**EXERCISE**
Your task is to copy the listing exactly, with the pictures left out.

**INFORMATION SHOWN**
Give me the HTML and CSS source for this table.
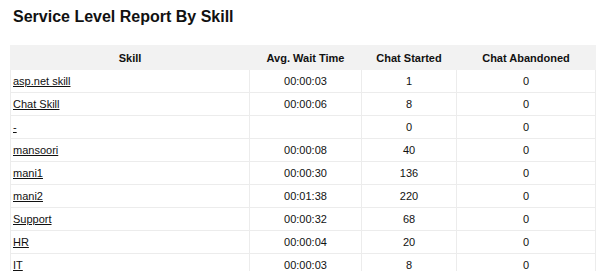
FILE: index.html
```html
<!DOCTYPE html>
<html>
<head>
<meta charset="utf-8">
<link rel="stylesheet" href="styles.css">
</head>
<body>
<div class="page">
  <h2 class="title">Service Level Report By Skill</h2>
  <table class="report">
    <colgroup>
      <col class="c1"><col class="c2"><col class="c3"><col class="c4">
    </colgroup>
    <thead>
      <tr><th>Skill</th><th>Avg. Wait Time</th><th>Chat Started</th><th>Chat Abandoned</th></tr>
    </thead>
    <tbody>
      <tr><td class="name"><a href="#">asp.net skill</a></td><td>00:00:03</td><td>1</td><td>0</td></tr>
      <tr><td class="name"><a href="#">Chat Skill</a></td><td>00:00:06</td><td>8</td><td>0</td></tr>
      <tr><td class="name"><a href="#">-</a></td><td></td><td>0</td><td>0</td></tr>
      <tr><td class="name"><a href="#">mansoori</a></td><td>00:00:08</td><td>40</td><td>0</td></tr>
      <tr><td class="name"><a href="#">mani1</a></td><td>00:00:30</td><td>136</td><td>0</td></tr>
      <tr><td class="name"><a href="#">mani2</a></td><td>00:01:38</td><td>220</td><td>0</td></tr>
      <tr><td class="name"><a href="#">Support</a></td><td>00:00:32</td><td>68</td><td>0</td></tr>
      <tr><td class="name"><a href="#">HR</a></td><td>00:00:04</td><td>20</td><td>0</td></tr>
      <tr><td class="name"><a href="#">IT</a></td><td>00:00:03</td><td>8</td><td>0</td></tr>
    </tbody>
  </table>
</div>
</body>
</html>
```
FILE: styles.css
```css
html, body {
  margin: 0;
  padding: 0;
  background: #fff;
}
.page {
  padding: 7px 5px 0 10px;
  font-family: "Liberation Sans", Arial, sans-serif;
  color: #000;
}
.title {
  margin: 0 0 18px 3px;
  font-size: 16px;
  line-height: 20px;
  font-weight: bold;
  color: #111;
}
.report {
  width: 585px;
  border-collapse: collapse;
  font-size: 11px;
  table-layout: fixed;
}
.c1 { width: 239px; }
.c2 { width: 112px; }
.c3 { width: 95px; }
.c4 { width: 139px; }
.report th {
  background: #f2f2f2;
  border: 1px solid #f2f2f2;
  font-weight: bold;
  padding: 6px 3px 5px;
  line-height: 12px;
  text-align: center;
  color: #111;
}
.report td {
  border: 1px solid #ececec;
  padding: 5px 3px;
  line-height: 12px;
  text-align: center;
  color: #111;
}
.report td.name {
  text-align: left;
  padding-left: 2px;
}
.report a {
  color: #111;
  text-decoration: underline;
}
```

**SOLUTION FOR THIS TASK**
Give me the HTML and CSS source for this table.
FILE: index.html
```html
<!DOCTYPE html>
<html>
<head>
<meta charset="utf-8">
<link rel="stylesheet" href="styles.css">
</head>
<body>
<div class="page">
  <h2 class="title">Service Level Report By Skill</h2>
  <table class="report">
    <colgroup>
      <col class="c1"><col class="c2"><col class="c3"><col class="c4">
    </colgroup>
    <thead>
      <tr><th>Skill</th><th>Avg. Wait Time</th><th>Chat Started</th><th>Chat Abandoned</th></tr>
    </thead>
    <tbody>
      <tr><td class="name"><a href="#">asp.net skill</a></td><td>00:00:03</td><td>1</td><td>0</td></tr>
      <tr><td class="name"><a href="#">Chat Skill</a></td><td>00:00:06</td><td>8</td><td>0</td></tr>
      <tr><td class="name"><a href="#">-</a></td><td></td><td>0</td><td>0</td></tr>
      <tr><td class="name"><a href="#">mansoori</a></td><td>00:00:08</td><td>40</td><td>0</td></tr>
      <tr><td class="name"><a href="#">mani1</a></td><td>00:00:30</td><td>136</td><td>0</td></tr>
      <tr><td class="name"><a href="#">mani2</a></td><td>00:01:38</td><td>220</td><td>0</td></tr>
      <tr><td class="name"><a href="#">Support</a></td><td>00:00:32</td><td>68</td><td>0</td></tr>
      <tr><td class="name"><a href="#">HR</a></td><td>00:00:04</td><td>20</td><td>0</td></tr>
      <tr><td class="name"><a href="#">IT</a></td><td>00:00:03</td><td>8</td><td>0</td></tr>
    </tbody>
  </table>
</div>
</body>
</html>
```
FILE: styles.css
```css
html, body {
  margin: 0;
  padding: 0;
  background: #fff;
}
.page {
  padding: 7px 5px 0 10px;
  font-family: "Liberation Sans", Arial, sans-serif;
  color: #000;
}
.title {
  margin: 0 0 18px 3px;
  font-size: 16px;
  line-height: 20px;
  font-weight: bold;
  color: #111;
}
.report {
  width: 585px;
  border-collapse: collapse;
  font-size: 11px;
  table-layout: fixed;
}
.c1 { width: 239px; }
.c2 { width: 112px; }
.c3 { width: 95px; }
.c4 { width: 139px; }
.report th {
  background: #f2f2f2;
  border: 1px solid #f2f2f2;
  font-weight: bold;
  padding: 6px 3px 5px;
  line-height: 12px;
  text-align: center;
  color: #111;
}
.report td {
  border: 1px solid #ececec;
  padding: 5px 3px;
  line-height: 12px;
  text-align: center;
  color: #111;
}
.report td.name {
  text-align: left;
  padding-left: 2px;
}
.report a {
  color: #111;
  text-decoration: underline;
}
```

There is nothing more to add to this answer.